There is neither Jew nor Greek, there is neither slave nor free, there is neither male nor female; for you are all one in Christ Jesus.



Dig Deeper

James R. Beck (Ph.D., Rosemead, Biola University) is professor of counseling at Denver Seminary and the author of many books, including Jesus and Personality Theory: Exploring the Five-Factor Model and The Healing Words of Jesus. He and his family live in Englewood, Colorado

Linda L. Belleville (Ph.D., St. Michael’s College, University of Toronto) is professor of biblical literature at North Park Theological Seminary. She is the author of Women Leaders and the Church: 3 Crucial Questions and 2 Corinthians in the IVP New Testament Commentary series. She and her family live in Glenview, Illinois.

Craig L. Blomberg (Ph.D., University of Aberdeen, Scotland) is distinguished professor of New Testament at Denver Seminary. He is the author, coauthor, or coeditor of more than ten books and more than eighty articles in journals or multi-author works. He lives with his wife and two daughters in Centennial, Colorado.

Craig S. Keener (Ph.D., Duke University) is professor of biblical studies at Palmer Theological Seminary (formerly Eastern Baptist Theological Seminary) in Wynnewood, Pennsylvania. His books include The IVP Bible Background Commentary: New Testament; Paul, Women and Wives: Marriage and Women’s Ministry in the Letters of Paul; and numerous commentaries.

Thomas R. Schreiner (Ph.D., Fuller Theological Seminary) is professor of New Testament and associate dean of Scripture and interpretation at The Southern Baptist Theological Seminary in Louisville, Kentucky.
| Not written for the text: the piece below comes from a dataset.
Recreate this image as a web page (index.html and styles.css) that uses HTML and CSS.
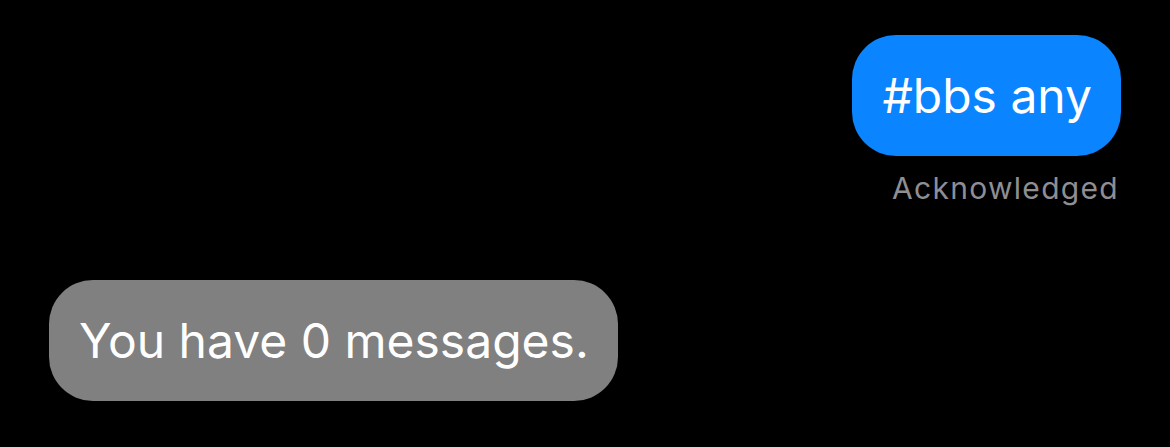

He is the author, coauthor, or coeditor of a number of books, including Interpeting the Pauline Epistles; Women in the Church: A Fresh Analysis of 1 Timothy 2:9–15; and several commentaries. He and his wife have four children.

Stanley N. Gundry (S.T.D., Lutheran School of Theology, Chicago, Illinois) is vice president and editor-in-chief at Zondervan. With more than thirty-five years of teaching, pastoring, and publishing experience, he is the author of Love Them In: The Proclamation Theology of D. L. Moody and coauthor of The NIV Harmony of the Gospels. He and his wife live in Grand Rapids, Michigan.